= Rulman Merswin =

German mystic

Rulman Merswin (c. 1307 – 1382) was a German mystic, leader for a time of the Friends of God.

==Life==
Born into a prominent family in Strasbourg, then a free city of the Holy Roman Empire. Rulman Merswin became a banker and accumulated considered wealth, At the age of 40, he left business and adopted a religious life as a layman, reportedly influenced by the Franciscan Tertiaries or Waldensians. He retained his fortune for religious purposes and later describes an ecstatic experience in which he believed he had risen from the ground and moved through a garden.

Although married to Gertrude of Bietenheim, Merswin resolved to remain celibate. This led to struggles against evil temptation, which he tried to quell through extreme ascetic practices. On the advice of Johannes Tauler, his confessor, Merswin gave up self-mortification. He then fell into severe depression, convinced he was destined for eternal damnation in the fires of Hell; however, he persevered and found, “the joy and peace of the Holy Spirit.” He heard voices and often fell into states of ecstasy. In The Story of the First Four Years of a New Life (which his secretary, Nikolaus von Löwen, claimed was found in a locked cabinet after Merswin's death), Merswin recounts a meeting with a mysterious Friend of God from the Oberland, a confessor, prophet and teacher, to whom Merswin submitted himself completely.

Johannes Tauler brought Merswin into the Friends of God, a lay religious society with a mystical focus.

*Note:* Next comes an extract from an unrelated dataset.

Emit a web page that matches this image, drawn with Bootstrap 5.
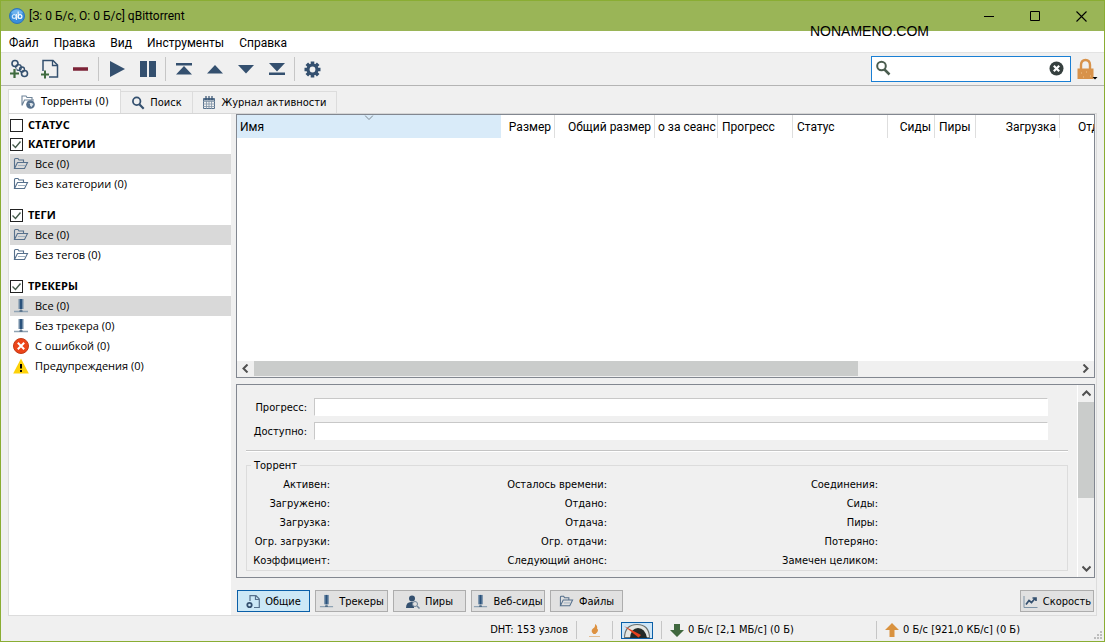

In 1367, Merswin purchased an old cloister on an island near Strasbourg to serve as a refuge for study for the Friends of God and as a “school of prophets.” The house, which he called "das grüne Wört" or Grünenwörth ("the green island"), produced a number of mystical texts, such as the Book of the Nine Rocks. Many of the works were attributed to The Friend of God from the Oberland, although probably written by Merswin himself. In 1371, Grünenwörth was put under the care of the Knights of St. John.

The Friends of God, as led by Tauler and Henry Suso, sought a mystical path in line with established Catholic doctrine, following Thomas Aquinas. Rulman Merswin, under the guidance of The Friend of God from the Oberland, wanted to purify the Church. This stress on reform brought The Friends of God into conflict with the Church and not long after Merswin's death in 1382, they were condemned.